Increasing running costs have created a ticking time bomb for Small Businesses according to the FSB. The Federation of Small Businesses (FSB) have issued a warning that around 500,000 Small Businesses are at serious risk of going bust within the next few weeks without new government support.
FSB Chairman Martin McTague has applauded chacellor Rishi Sunak’s ‘cost of living’ package worth a total of £15bn. However, he points out that unless the government supports Small Businesses also, thousands of jobs will be lost.
“We don’t have any problem with the way the chancellor dealt with consumer needs,” McTague said on BBC Radio 4’s Today programme. “But there is still a massive problem with small businesses. They are facing something like twice the rate of inflation for their production prices, and it’s a ticking time bomb. They have got literally weeks left before they run out of cash and that will mean hundreds of thousands of businesses, and lots of people losing their jobs.”
McTague referenced figures from the Office for National Statistics, which showed that 40%, of the UK’s small businesses had less than three months’ worth of cash left to support their operations. Of those 2m, the FSB chairman said about 10% – or 200,000 – were in “serious trouble”, and that another 300,000 “have only got weeks left”.
He said: “It is a very real possibility because … they don’t have the cash reserves. They don’t have any way they can tackle this problem.”
McTague cited a situation in which a hotel owner in Scarborough had the profits wiped out by soaring energy bills, which were five times their normal levels. “They weren’t able to trade any longer without essentially trading at a loss and therefore damaging the future of their business and everybody that worked for them.”
Consumer price inflation hit 9% in April, the highest level since 1982. Costs have been driven higher by a jump in energy bills, record petrol prices and the rising cost of a weekly shop. The Bank of England has estimated inflation will peak at about 10% later this year.

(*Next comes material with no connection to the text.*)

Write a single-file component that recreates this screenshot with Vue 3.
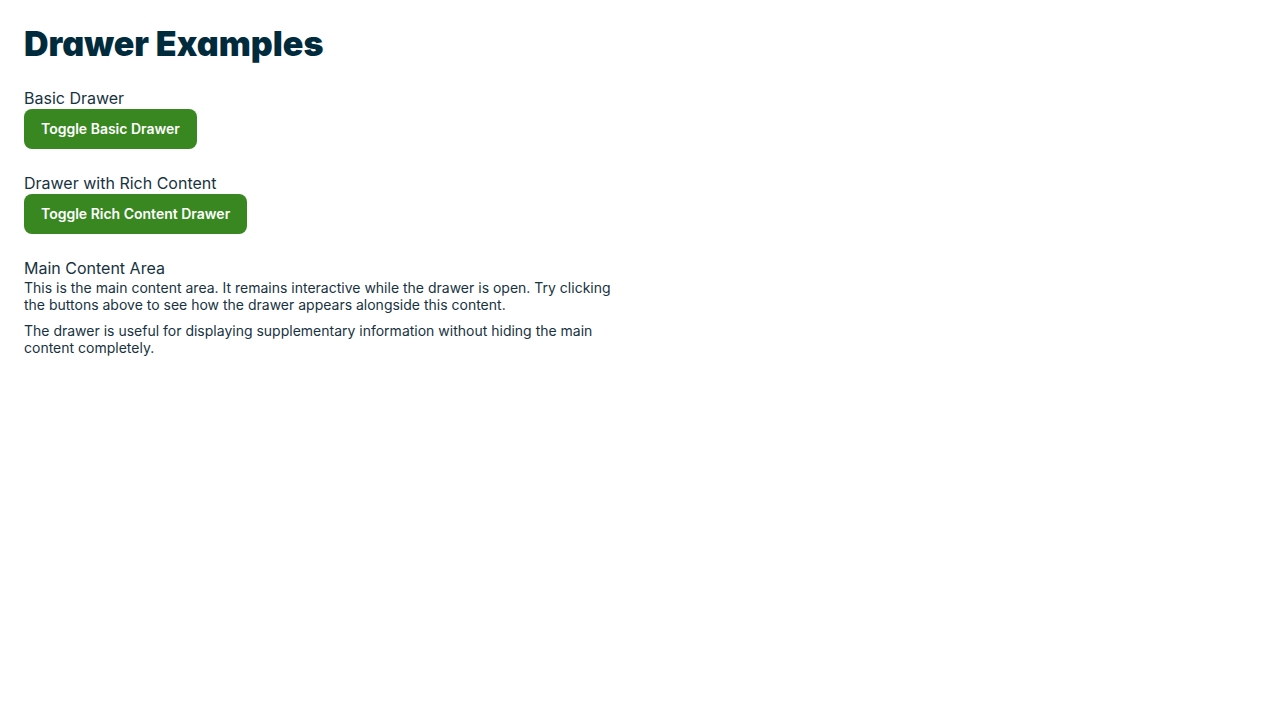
<script setup>
import { ref } from 'vue'
const open = ref('')
function toggle(name) {
  open.value = open.value === name ? '' : name
}
</script>

<template>
  <main class="page">
    <h1>Drawer Examples</h1>
    <section>
      <h2>Basic Drawer</h2>
      <button type="button" :aria-expanded="open === 'basic'" @click="toggle('basic')">Toggle Basic Drawer</button>
    </section>
    <section>
      <h2>Drawer with Rich Content</h2>
      <button type="button" :aria-expanded="open === 'rich'" @click="toggle('rich')">Toggle Rich Content Drawer</button>
    </section>
    <section>
      <h2>Main Content Area</h2>
      <p>This is the main content area. It remains interactive while the drawer is open. Try clicking the buttons above to see how the drawer appears alongside this content.</p>
      <p>The drawer is useful for displaying supplementary information without hiding the main content completely.</p>
    </section>
  </main>
</template>

<style>
body {
  margin: 0;
  background: #fff;
}
</style>

<style scoped>
.page {
  box-sizing: border-box;
  max-width: 648px;
  padding: 24px;
  color: #17333f;
  font-family: Inter, "Liberation Sans", sans-serif;
}
h1 {
  margin: 0 0 24px;
  color: #002b3d;
  font-size: 34px;
  font-weight: 900;
  font-feature-settings: "cv11";
  line-height: 40px;
}
section {
  margin-bottom: 24px;
}
h2 {
  margin: 0 0 1px;
  font-size: 16px;
  font-weight: 400;
  line-height: 20px;
}
button {
  display: block;
  height: 40px;
  padding: 0 17px 2px;
  border: 0;
  border-radius: 8px;
  background: #388720;
  color: #fff;
  font-family: inherit;
  font-size: 14px;
  font-weight: 600;
}
p {
  margin: 0 0 9px;
  font-size: 14px;
  line-height: 17px;
}
</style>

Businesses have also faced soaring costs, with factory input prices increasing by 18.6% over the past year, a record high. Many firms are raising their prices in response, feeding into inflationary pressures across the country. On Monday, the tool and equipment rental firm Speedy Hire confirmed it had raised its prices in April to “offset the effects of cost inflation”. However, it warned that profits could be hit if customers were resistant to the price rises.